While it is not unexpected that groups would seek to use Ginsburg—a liberal icon celebrated for her outspoken fusion of politics and jurisprudence—as a pre-election rallying cry, some, like the Progressive Turnout Project have veered toward messaging that emphasizes punishing McConnell.

The group was collecting names via a “petition” that promised to “Ruin Mitch’s Career” as he vies for re-election in his own Senate race.

Another activist group, Indivisible, founded for the express purpose of “resisting the Trump agenda,” recently launched an initiative called the “Payback Project” that is targeting 12 GOP senators it considers vulnerable.

The project’s website tells its supporters to “Get angry.
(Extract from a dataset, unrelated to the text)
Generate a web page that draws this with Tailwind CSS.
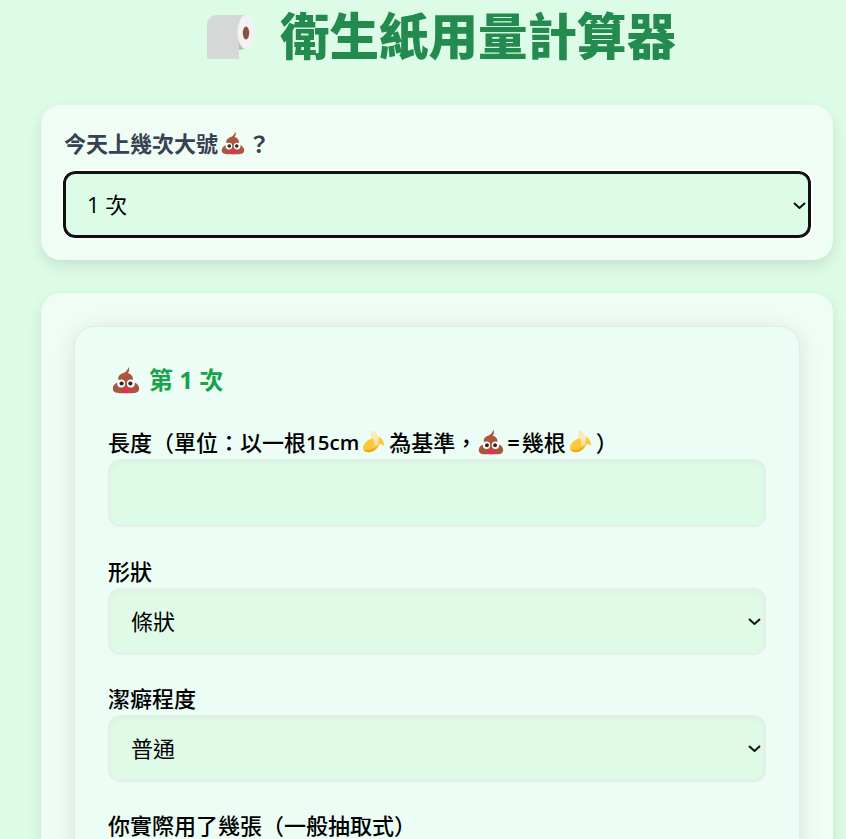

Then, get even.”

“[A]fter years of Senate Republicans enabling Trump and destroying democracy, we have to do more,” it says.

“…[I]t will take a massive awareness campaign to expose the truth of their complicity [… and] make sure Republicans Senators are held accountable for their actions, their votes, and their enabling of Donald Trump.”

The dark-money-backed Demand Justice, meanwhile, planned an organizing call last weekend to “Honor RGB,” but it also hinted that doing so might involve violence and unrest.

“Justice Ginsburg’s vacancy on the Supreme Court should not be filled until after the inauguration in January,” the group said in an email.

“She left us with these instructions,” it said, referencing a thinly-sourced media narrative about Ginsburg’s dying words to her activist granddaughter, “and we must fight to honor her legacy by ensuring no justice is considered until after inauguration day.”

Other liberal reactions also alluded to violent extremism, such as a tweet from radical Islamic activist Reza Aslan that seemed to endorse arson.

Aslan’s tweet, posted only minutes after the Friday night announcement of Ginsburg’s passing, had since garnered more than 17,000 retweets and 51,000 comments as of Tuesday.

His motto on Twitter: “I’d rather be divisive than indecisive.”

Of course, the rhetoric was not much of a stretch given that activist radicals associated with domestic terrorism groups like Antifa were already being arrested for acts of arson, vandalism and violent crime prior to Ginsburg’s death.

Likewise, many of the “payback” initiatives Democrats are proposing—such as packing the Supreme Court with additional justices, granting statehood to the far-left District of Columbia and Puerto Rico, offering mass amnesty and eliminating the Electoral College—had been promoted as part of the Biden agenda prior to Ginsburg’s death.

But their newfound justification for the brazen attempts to consolidate power and secure permanent blue majorities promised to raise the stakes even further in the upcoming election.

Democrats’ radical leaders did little to lower the level of acrimony among their base.

Senate Minority Leader Charles Schumer, D-NY, stated that “nothing is off the table” in thwarting Trump’s third nominee to the high court.

House Speaker Nancy Pelosi, D-Calif., suggested that Democrats could use a second baseless impeachment proceeding as an effort to forestall a confirmation hearing.

And Rep. Alexandria Ocasio–Cortez, D-NY, once again used the dog-whistle suggestion of arson to underscore the existential imperative of the moment by saying that McConnell was “playing with fire.”

Despite the threats, Republicans remained largely undeterred.

On Tuesday, even Sen. Mitt Romney, R-Utah, the only GOP member of Congress to vote in favor of Trump’s articles of impeachment, indicated that he would support a Supreme Court vote prior to the election.

Meanwhile, at least a few left-wing Twitter users seemed to anticipate that their exhortations to acts of violence might result in a backlash of some kind.

Democrat strategist Katie Connolly expressed concerns over the semantics of using terms like “payback” and “court-packing.”

She continued to support the radical agenda, albeit newly repackaged under the euphemistic banner of “reforms.”

Former Attorney General Eric Holder, who previously endorsed violent opposition to the GOP and has been at the forefront of undemocratic efforts to weaponize the justice system in service of a leftist agenda, also agreed that the messaging was problematic.